- [What the exercise asks] Copy each line of the records that holds the string "React".

- [Data excerpts]
——

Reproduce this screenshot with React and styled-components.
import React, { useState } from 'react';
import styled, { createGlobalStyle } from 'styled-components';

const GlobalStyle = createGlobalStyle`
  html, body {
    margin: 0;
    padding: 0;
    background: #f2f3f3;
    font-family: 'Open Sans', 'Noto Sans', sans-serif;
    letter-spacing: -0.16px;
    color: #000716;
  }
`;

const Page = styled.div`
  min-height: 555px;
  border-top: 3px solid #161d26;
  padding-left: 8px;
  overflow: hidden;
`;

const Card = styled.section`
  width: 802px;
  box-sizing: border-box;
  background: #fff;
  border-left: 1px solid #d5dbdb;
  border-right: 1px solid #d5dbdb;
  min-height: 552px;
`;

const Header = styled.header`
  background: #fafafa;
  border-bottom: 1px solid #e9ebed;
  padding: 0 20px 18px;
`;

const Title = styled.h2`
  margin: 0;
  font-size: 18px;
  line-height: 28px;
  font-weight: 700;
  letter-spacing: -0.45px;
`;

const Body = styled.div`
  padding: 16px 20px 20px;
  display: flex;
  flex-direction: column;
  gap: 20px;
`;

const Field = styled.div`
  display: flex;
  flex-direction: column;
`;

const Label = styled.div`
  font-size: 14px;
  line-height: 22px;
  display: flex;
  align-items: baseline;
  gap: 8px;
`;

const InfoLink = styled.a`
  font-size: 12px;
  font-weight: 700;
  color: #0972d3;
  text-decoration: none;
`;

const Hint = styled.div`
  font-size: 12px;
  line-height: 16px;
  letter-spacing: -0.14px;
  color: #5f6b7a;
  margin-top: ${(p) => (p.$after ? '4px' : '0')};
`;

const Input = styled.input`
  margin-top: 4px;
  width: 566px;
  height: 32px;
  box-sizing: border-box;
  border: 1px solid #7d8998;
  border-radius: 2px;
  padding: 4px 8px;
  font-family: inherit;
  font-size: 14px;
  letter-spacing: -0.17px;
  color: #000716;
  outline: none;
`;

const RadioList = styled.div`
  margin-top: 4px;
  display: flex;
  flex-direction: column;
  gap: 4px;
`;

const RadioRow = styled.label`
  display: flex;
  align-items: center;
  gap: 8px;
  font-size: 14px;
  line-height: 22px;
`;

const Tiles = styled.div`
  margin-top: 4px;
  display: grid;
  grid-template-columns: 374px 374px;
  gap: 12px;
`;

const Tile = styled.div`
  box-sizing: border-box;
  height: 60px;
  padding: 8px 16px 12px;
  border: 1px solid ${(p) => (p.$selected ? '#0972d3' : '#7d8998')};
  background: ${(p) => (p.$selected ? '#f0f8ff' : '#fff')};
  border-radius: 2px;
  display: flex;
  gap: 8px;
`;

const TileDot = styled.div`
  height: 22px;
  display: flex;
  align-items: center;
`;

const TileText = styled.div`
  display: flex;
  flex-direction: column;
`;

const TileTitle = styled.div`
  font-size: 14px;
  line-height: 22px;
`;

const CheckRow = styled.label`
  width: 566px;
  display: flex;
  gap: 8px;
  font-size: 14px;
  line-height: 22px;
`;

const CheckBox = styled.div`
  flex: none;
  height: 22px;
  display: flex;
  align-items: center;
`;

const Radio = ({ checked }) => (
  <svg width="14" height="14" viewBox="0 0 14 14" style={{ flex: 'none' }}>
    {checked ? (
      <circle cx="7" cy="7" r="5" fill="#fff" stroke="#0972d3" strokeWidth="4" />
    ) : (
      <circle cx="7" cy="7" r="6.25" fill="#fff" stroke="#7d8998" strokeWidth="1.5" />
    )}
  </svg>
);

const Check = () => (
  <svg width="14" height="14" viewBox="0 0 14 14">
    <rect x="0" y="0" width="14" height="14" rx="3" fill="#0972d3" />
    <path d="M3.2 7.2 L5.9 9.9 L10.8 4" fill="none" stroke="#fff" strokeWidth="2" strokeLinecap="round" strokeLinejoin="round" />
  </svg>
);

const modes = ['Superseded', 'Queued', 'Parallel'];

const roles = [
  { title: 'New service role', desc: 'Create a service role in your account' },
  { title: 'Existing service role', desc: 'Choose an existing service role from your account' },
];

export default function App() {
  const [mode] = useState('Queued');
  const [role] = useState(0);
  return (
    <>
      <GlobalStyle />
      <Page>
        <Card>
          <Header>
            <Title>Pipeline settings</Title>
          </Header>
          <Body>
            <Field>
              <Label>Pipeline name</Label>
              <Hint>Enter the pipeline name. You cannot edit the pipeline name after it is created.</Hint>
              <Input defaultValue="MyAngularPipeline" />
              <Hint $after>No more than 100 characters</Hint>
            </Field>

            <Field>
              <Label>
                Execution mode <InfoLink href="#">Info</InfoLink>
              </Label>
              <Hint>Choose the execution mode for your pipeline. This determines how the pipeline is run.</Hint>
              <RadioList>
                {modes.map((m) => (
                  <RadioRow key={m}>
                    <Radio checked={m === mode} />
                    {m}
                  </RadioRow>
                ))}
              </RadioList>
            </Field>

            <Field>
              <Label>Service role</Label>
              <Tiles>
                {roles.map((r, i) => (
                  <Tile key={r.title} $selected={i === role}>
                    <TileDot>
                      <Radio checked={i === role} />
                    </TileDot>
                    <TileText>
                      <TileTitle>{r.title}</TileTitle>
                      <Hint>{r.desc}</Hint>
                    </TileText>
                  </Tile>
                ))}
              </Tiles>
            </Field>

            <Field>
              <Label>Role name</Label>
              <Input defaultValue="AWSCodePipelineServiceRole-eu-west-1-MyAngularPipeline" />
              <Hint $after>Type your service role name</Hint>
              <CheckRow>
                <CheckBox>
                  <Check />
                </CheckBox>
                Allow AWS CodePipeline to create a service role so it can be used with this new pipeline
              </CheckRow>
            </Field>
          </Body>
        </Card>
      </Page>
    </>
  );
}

——

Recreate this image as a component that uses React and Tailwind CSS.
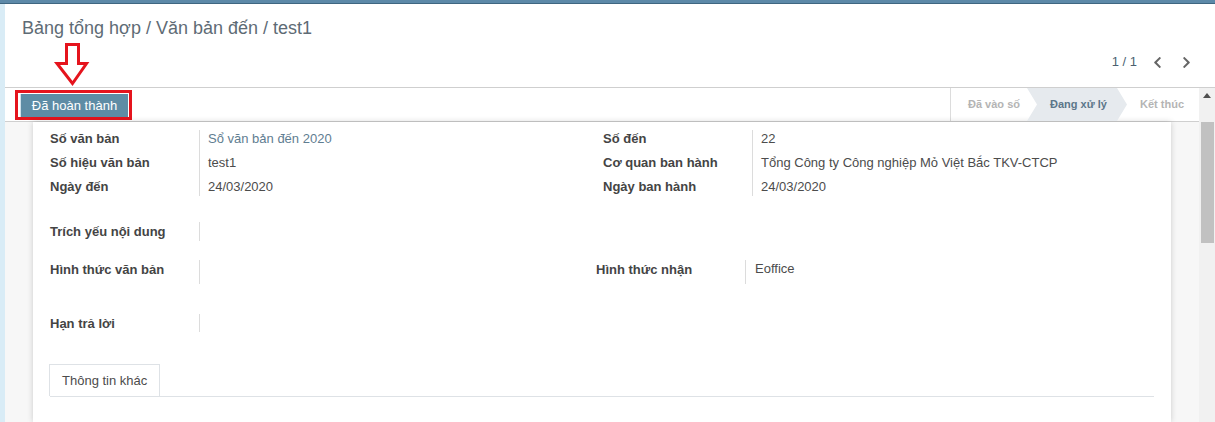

——

- [Reply]
Reproduce this screenshot with React and styled-components.
import React, { useState } from 'react';
Recreate this image as a component that uses React and Tailwind CSS.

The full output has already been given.